Consider seeking guidance from a certified credit counselor. Credit counselors can provide personalized advice, help you create a budget, and develop a debt management plan. Another strategy is to explore secured credit cards. Secured credit cards are easier to obtain with damaged credit, as they require a security deposit that acts as your credit limit. Responsible use and timely payments on a secured card can help rebuild positive credit history.
Regularly monitoring your credit report is also essential. Check your credit reports from all three major credit bureaus (Equifax, Experian, and TransUnion) for accuracy. If you find any errors, such as incorrectly reported late payments, dispute them with the credit bureau to have them corrected. Removing inaccuracies can help improve your credit score.

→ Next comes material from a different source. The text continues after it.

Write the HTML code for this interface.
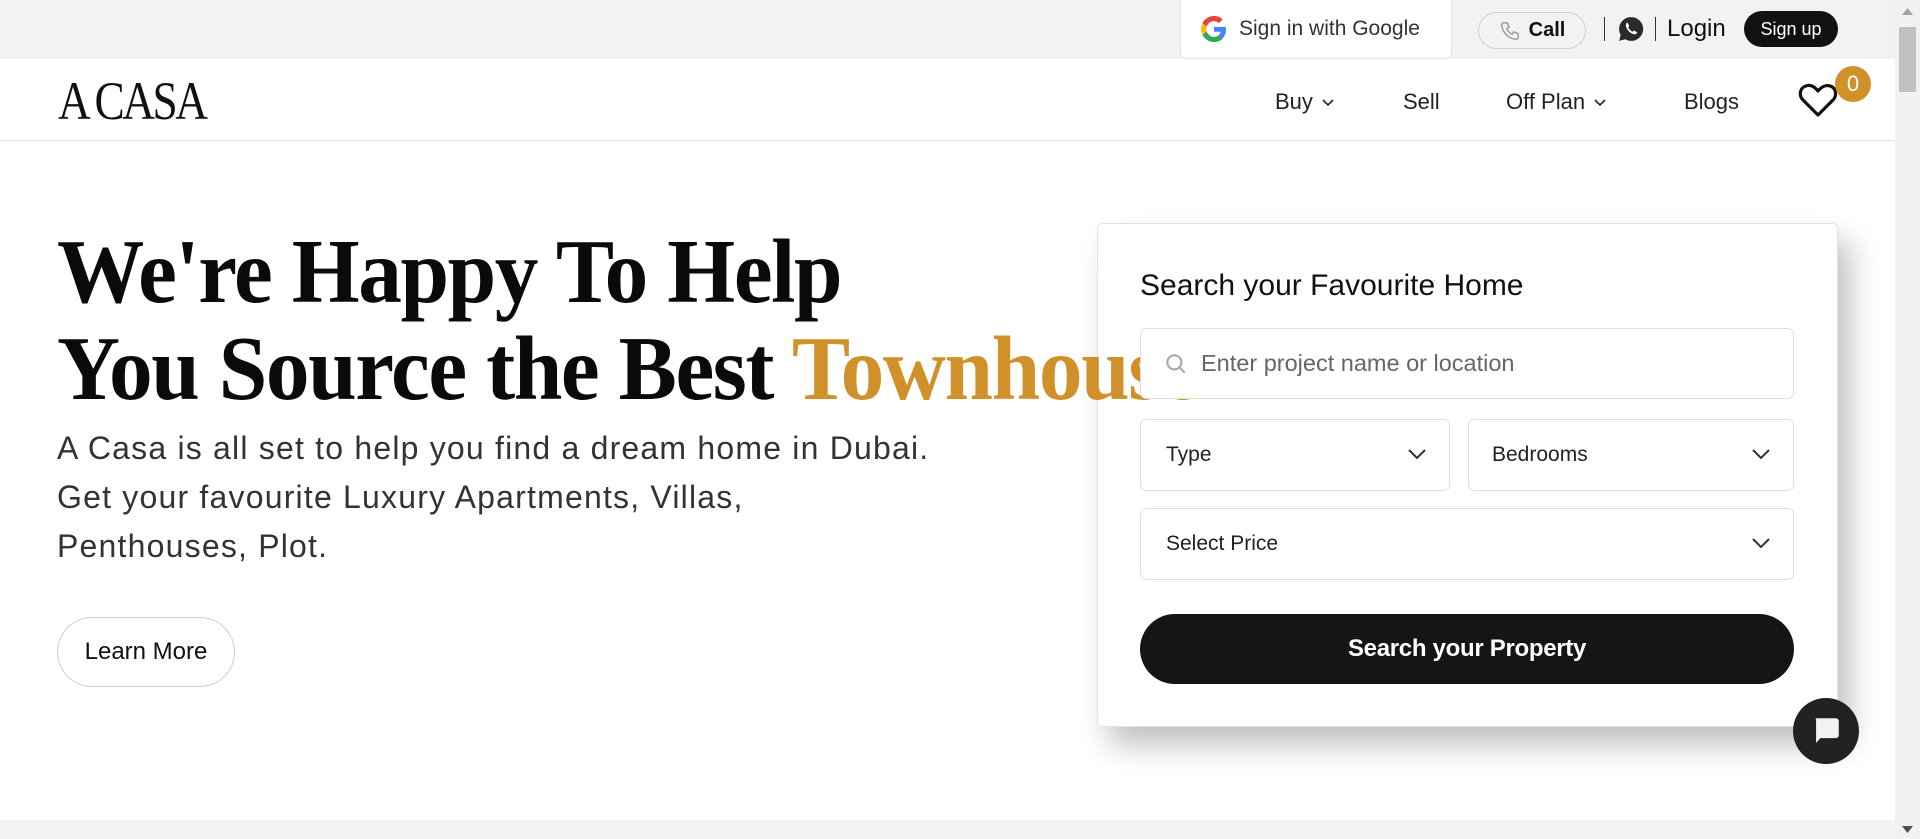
<!DOCTYPE html>
<html><head><meta charset="utf-8">
<style>
*{box-sizing:border-box;margin:0;padding:0}
html,body{width:1920px;height:839px;overflow:hidden;background:#fff;font-family:"Liberation Sans",sans-serif;color:#111}
.abs{position:absolute}
#top{left:0;top:0;width:1895px;height:59px;background:#f2f2f2}
#hdr{left:0;top:59px;width:1895px;height:82px;background:#fff;border-bottom:1px solid #e3e3e3}
.gbtn{left:1180px;top:0;width:272px;height:59px;background:#fff;border:1px solid #e3e3e3;border-top:none;border-radius:0 0 6px 6px;font-size:21px;color:#333;display:flex;align-items:center;padding-left:20px;gap:12px}
.call{left:1478px;top:12px;width:108px;height:37px;border:1px solid #cfcfcf;border-radius:19px;background:#f2f2f2;display:flex;align-items:center;justify-content:center;gap:8px;font-size:20px;font-weight:bold;color:#111}
.sep{top:17px;width:1px;height:24px;background:#333}
.login{left:1667px;top:15px;font-size:24px;color:#111}
.signup{left:1744px;top:11px;width:94px;height:36px;border-radius:18px;background:#111;color:#fff;font-size:18px;display:flex;align-items:center;justify-content:center}
.logo{left:58px;top:74px;font-family:"Liberation Serif",serif;font-size:54px;line-height:54px;transform:scaleX(0.84);transform-origin:left top;color:#111;letter-spacing:-3px;white-space:nowrap}
.nav{top:89px;font-size:22px;color:#222;display:flex;align-items:center;gap:8px}
.badge{left:1835px;top:66px;width:36px;height:36px;border-radius:50%;background:#d0912b;color:#fff;font-size:22px;display:flex;align-items:center;justify-content:center}
h1{position:absolute;z-index:2;left:57px;top:223px;font-family:"Liberation Serif",serif;font-weight:bold;font-size:91px;line-height:97px;letter-spacing:-1.5px;color:#0a0a0a;white-space:nowrap;transform:scaleX(0.96);transform-origin:left top}
h1 span{color:#d0912b}
.para{left:57px;top:424px;font-size:32px;line-height:49px;color:#333;letter-spacing:1.2px;white-space:nowrap}
.learn{left:57px;top:617px;width:178px;height:70px;border:1px solid #cfcfcf;border-radius:35px;font-size:24px;display:flex;align-items:center;justify-content:center;color:#111;background:#fff}
.card{z-index:1;left:1097px;top:223px;width:741px;height:504px;background:#fff;border:1px solid #e3e3e3;border-radius:5px;box-shadow:12px 18px 30px rgba(0,0,0,.25)}
.ctitle{z-index:3;left:1140px;top:269px;font-size:30px;color:#111}
.fld{z-index:3;border:1px solid #dedede;border-radius:6px;background:#fff;display:flex;align-items:center;font-size:21px;color:#222}
.chev{position:absolute;right:22px;top:50%;margin-top:-8px}
.sbtn{z-index:3;left:1140px;top:614px;width:654px;height:70px;border-radius:35px;background:#151515;color:#fff;font-size:24px;font-weight:bold;display:flex;align-items:center;justify-content:center;letter-spacing:-0.3px}
.chat{z-index:4;left:1793px;top:698px;width:66px;height:66px;border-radius:50%;background:#222;display:flex;align-items:center;justify-content:center}
#bot{left:0;top:820px;width:1895px;height:19px;background:#f4f4f4}
#sb{left:1895px;top:0;width:25px;height:839px;background:#f1f1f1}
</style></head><body>
<div class="abs" id="top"></div>
<div class="abs" id="hdr"></div>
<div class="abs gbtn">
<svg width="26" height="26" viewBox="0 0 48 48"><path fill="#EA4335" d="M24 9.5c3.5 0 6.6 1.2 9.1 3.6l6.8-6.8C35.8 2.4 30.3 0 24 0 14.6 0 6.6 5.4 2.7 13.3l7.9 6.2C12.5 13.6 17.8 9.5 24 9.5z"/><path fill="#4285F4" d="M46.1 24.5c0-1.6-.1-3.1-.4-4.5H24v9h12.4c-.5 2.9-2.2 5.4-4.7 7l7.6 5.9c4.4-4.1 6.8-10.1 6.8-17.4z"/><path fill="#FBBC05" d="M10.5 28.6c-.5-1.4-.8-3-.8-4.6s.3-3.2.8-4.6l-7.9-6.2C1 16.5 0 20.1 0 24s.9 7.5 2.7 10.7l7.8-6.1z"/><path fill="#34A853" d="M24 48c6.5 0 11.9-2.1 15.9-5.8l-7.6-5.9c-2.1 1.4-4.9 2.3-8.3 2.3-6.2 0-11.5-4.2-13.4-9.9l-7.9 6.1C6.6 42.6 14.6 48 24 48z"/></svg>
<span>Sign in with Google</span></div>
<div class="abs call"><svg width="22" height="22" viewBox="0 0 24 24" fill="none" stroke="#8a9a95" stroke-width="1.5"><path d="M5 3h4l2 5-2.5 1.5a11 11 0 0 0 6 6L16 13l5 2v4a2 2 0 0 1-2 2A17 17 0 0 1 3 5a2 2 0 0 1 2-2z"/></svg><span>Call</span></div>
<div class="abs sep" style="left:1604px"></div>
<svg class="abs" style="left:1618px;top:16px" width="26" height="26" viewBox="0 0 24 24"><path fill="#2a2a2a" d="M12 1a11 11 0 0 0-9.5 16.5L1 23l5.7-1.5A11 11 0 1 0 12 1z"/><path fill="#fff" d="M8 6.5c.3-.3.8-.3 1 .1l1.2 2.3c.2.4 0 .7-.2 1l-.6.6c.8 1.7 2.3 3.2 4 4l.7-.7c.3-.3.6-.4 1-.2l2.2 1.2c.4.2.4.7.1 1-.8 1-2 1.4-3.2.9A11 11 0 0 1 7.5 10c-.5-1.3-.3-2.6.5-3.5z"/></svg>
<div class="abs sep" style="left:1655px"></div>
<div class="abs login">Login</div>
<div class="abs signup">Sign up</div>
<div class="abs logo">A CASA</div>
<div class="abs nav" style="left:1275px">Buy <svg width="14" height="9" viewBox="0 0 14 9"><path d="M2 2l5 5 5-5" fill="none" stroke="#222" stroke-width="1.6"/></svg></div>
<div class="abs nav" style="left:1403px">Sell</div>
<div class="abs nav" style="left:1506px">Off Plan <svg width="14" height="9" viewBox="0 0 14 9"><path d="M2 2l5 5 5-5" fill="none" stroke="#222" stroke-width="1.6"/></svg></div>
<div class="abs nav" style="left:1684px">Blogs</div>
<svg class="abs" style="left:1798px;top:82px" width="40" height="36" viewBox="0 0 40 36"><path d="M20 33L5 18C1 14 1.5 7 6.5 4.5S16 4 20 9c4-5 9-6.5 13.5-4.5S39 14 35 18z" fill="none" stroke="#111" stroke-width="3.2" stroke-linejoin="round"/></svg>
<div class="abs badge">0</div>

<h1>We're Happy To Help<br>You Source the Best <span>Townhouse</span></h1>
<div class="abs para">A Casa is all set to help you find a dream home in Dubai.<br>Get your favourite Luxury Apartments, Villas,<br>Penthouses, Plot.</div>
<div class="abs learn">Learn More</div>

<div class="abs card"></div>
<div class="abs ctitle">Search your Favourite Home</div>
<div class="abs fld" style="left:1140px;top:328px;width:654px;height:71px;padding-left:22px;font-size:23.5px;color:#666">
<svg width="26" height="26" viewBox="0 0 24 24" fill="none" stroke="#aaa" stroke-width="2"><circle cx="10.5" cy="10.5" r="6.5"/><path d="M15.5 15.5l4.5 4.5"/></svg><span style="margin-left:12px">Enter project name or location</span></div>
<div class="abs fld" style="left:1140px;top:419px;width:310px;height:72px;padding-left:25px">Type<svg class="chev" width="20" height="14" viewBox="0 0 20 14"><path d="M2 3l8 8 8-8" fill="none" stroke="#333" stroke-width="2"/></svg></div>
<div class="abs fld" style="left:1468px;top:419px;width:326px;height:72px;padding-left:23px">Bedrooms<svg class="chev" width="20" height="14" viewBox="0 0 20 14"><path d="M2 3l8 8 8-8" fill="none" stroke="#333" stroke-width="2"/></svg></div>
<div class="abs fld" style="left:1140px;top:508px;width:654px;height:72px;padding-left:25px">Select Price<svg class="chev" width="20" height="14" viewBox="0 0 20 14"><path d="M2 3l8 8 8-8" fill="none" stroke="#333" stroke-width="2"/></svg></div>
<div class="abs sbtn">Search your Property</div>
<div class="abs chat"><svg width="34" height="34" viewBox="0 0 24 24"><path fill="#f2f2f2" d="M5 3h14a2 2 0 0 1 2 2v10a2 2 0 0 1-2 2H8l-3 3.5V5a2 2 0 0 1 0-2z"/></svg></div>
<div class="abs" id="bot"></div>
<div class="abs" id="sb"></div>
<div class="abs" style="left:1899px;top:27px;width:17px;height:65px;background:#c1c1c1"></div>
<svg class="abs" style="left:1902px;top:7px" width="11" height="8"><path d="M0 8L5.5 1 11 8z" fill="#a3a3a3"/></svg>
<svg class="abs" style="left:1902px;top:826px" width="11" height="8"><path d="M0 0L5.5 7 11 0z" fill="#505050"/></svg>
</body></html>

Rebuilding credit after repossession is a gradual process that requires discipline and time. However, by adopting good financial habits and actively working to improve your creditworthiness, you can regain financial stability and access to credit in the future.
In Summary
Car repossession is a serious matter with significant financial and credit consequences. If you are facing difficulties making car payments, the best course of action is to proactively communicate with your lender to explore your options. Avoid hiding your car from repo agents, as this will not resolve the underlying debt and may incur additional costs. If you are concerned about car repossession and unsure of your rights and options, seeking legal advice from a qualified attorney is recommended. Understanding how repo agents find your car to repo and the entire repossession process empowers you to make informed decisions and take appropriate actions to protect your interests.